Extracting Novel Features for E-Commerce Page Quality Classification.
Jing Wang,Lanfen Lin,Feng Wang,Penghua Yu,Jiaolong Liu,Xiaowei Zhu
DOI: https://doi.org/10.1007/978-3-642-53914-5_41
2013-01-01
Abstract:There're a huge amount of web pages describing the same product on e-commerce websites, while their quality varies greatly. Therefore, there is a growing need for automated, accurate and efficient quality classification methods. Several link-based, click-based and content-based approaches have been proposed to evaluate the quality of pages for general search engines. However, these methods only consider the surface features of the html documents.
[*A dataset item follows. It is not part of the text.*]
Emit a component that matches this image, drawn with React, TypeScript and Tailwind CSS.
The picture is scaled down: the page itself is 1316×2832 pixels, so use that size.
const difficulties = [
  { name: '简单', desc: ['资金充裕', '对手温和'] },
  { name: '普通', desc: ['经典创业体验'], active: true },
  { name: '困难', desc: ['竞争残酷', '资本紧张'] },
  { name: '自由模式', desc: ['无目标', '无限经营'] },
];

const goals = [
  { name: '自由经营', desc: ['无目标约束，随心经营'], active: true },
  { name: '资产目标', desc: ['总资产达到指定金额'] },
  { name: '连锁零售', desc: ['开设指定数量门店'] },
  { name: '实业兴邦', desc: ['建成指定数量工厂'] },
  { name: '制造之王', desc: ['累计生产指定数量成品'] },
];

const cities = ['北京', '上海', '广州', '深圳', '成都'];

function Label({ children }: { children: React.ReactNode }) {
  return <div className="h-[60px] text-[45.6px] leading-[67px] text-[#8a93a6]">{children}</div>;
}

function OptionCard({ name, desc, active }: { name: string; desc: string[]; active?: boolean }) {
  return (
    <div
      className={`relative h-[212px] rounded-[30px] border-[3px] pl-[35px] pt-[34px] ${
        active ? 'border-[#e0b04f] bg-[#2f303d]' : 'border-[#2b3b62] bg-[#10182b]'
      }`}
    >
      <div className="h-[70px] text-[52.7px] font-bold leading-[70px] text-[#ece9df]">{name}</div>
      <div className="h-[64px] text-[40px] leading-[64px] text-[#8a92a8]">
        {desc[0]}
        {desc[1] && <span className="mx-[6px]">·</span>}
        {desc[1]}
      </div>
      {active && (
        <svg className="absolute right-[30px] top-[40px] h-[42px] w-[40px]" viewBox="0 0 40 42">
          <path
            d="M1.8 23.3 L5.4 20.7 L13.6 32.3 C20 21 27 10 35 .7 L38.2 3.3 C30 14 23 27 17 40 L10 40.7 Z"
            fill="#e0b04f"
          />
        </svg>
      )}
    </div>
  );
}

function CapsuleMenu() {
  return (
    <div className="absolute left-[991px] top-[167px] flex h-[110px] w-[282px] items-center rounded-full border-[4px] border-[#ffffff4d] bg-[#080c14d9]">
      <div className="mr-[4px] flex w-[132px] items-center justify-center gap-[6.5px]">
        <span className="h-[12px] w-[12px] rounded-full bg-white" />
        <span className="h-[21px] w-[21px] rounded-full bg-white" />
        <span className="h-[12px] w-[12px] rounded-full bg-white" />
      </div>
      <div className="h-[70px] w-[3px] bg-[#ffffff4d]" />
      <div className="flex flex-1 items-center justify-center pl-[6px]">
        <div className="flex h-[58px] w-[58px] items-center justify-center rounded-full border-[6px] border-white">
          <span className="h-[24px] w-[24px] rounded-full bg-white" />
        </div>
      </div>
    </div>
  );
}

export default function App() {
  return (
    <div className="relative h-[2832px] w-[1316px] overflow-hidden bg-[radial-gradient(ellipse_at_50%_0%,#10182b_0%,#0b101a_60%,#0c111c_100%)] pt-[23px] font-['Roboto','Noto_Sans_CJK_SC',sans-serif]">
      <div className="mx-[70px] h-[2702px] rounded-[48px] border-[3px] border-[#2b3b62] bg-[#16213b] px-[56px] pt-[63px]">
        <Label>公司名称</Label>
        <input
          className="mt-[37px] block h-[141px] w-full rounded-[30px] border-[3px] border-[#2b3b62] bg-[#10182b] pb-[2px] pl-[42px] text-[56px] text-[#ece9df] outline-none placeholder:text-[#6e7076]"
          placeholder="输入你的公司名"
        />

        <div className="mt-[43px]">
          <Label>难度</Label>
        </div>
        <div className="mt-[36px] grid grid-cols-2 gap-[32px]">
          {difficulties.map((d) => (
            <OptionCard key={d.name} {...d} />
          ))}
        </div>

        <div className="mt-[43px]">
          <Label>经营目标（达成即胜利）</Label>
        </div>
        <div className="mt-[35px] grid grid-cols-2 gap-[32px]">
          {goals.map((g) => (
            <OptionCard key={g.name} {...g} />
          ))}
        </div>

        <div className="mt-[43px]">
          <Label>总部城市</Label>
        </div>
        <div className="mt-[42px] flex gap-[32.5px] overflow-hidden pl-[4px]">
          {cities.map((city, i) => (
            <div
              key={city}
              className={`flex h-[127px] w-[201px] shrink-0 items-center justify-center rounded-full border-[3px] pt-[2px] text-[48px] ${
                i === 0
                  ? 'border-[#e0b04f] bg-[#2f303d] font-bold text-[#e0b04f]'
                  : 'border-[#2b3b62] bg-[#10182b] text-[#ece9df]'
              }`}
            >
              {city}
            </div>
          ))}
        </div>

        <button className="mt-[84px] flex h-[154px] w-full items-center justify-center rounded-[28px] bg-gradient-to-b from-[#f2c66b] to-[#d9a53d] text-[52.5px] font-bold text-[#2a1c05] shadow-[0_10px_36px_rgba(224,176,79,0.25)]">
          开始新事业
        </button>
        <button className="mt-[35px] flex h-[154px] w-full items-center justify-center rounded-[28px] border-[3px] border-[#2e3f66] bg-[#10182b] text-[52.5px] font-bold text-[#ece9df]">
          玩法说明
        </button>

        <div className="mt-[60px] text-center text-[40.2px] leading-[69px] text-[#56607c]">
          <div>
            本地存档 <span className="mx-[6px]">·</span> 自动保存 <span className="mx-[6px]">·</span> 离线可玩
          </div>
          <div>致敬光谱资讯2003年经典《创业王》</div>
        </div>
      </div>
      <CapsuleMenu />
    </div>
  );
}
What's more, features like link relations have drawbacks when dealing with e-commerce pages, because the hypothesis that links mean endorsements is not always right in the environment of e-commerce. In this paper, we propose two kinds of features that can directly indicate the quality of content. We analyze pages' content structure with a corpus of labeled texts, and evaluate the property completeness with the help of ontology. Then we combine these features with other commonly used features in literature. We apply several learning methods to train and classify pages into good and bad ones. Experiments on real e-commerce pages show that the proposed novel features can greatly improve the accuracy of classification. © Springer-Verlag 2013.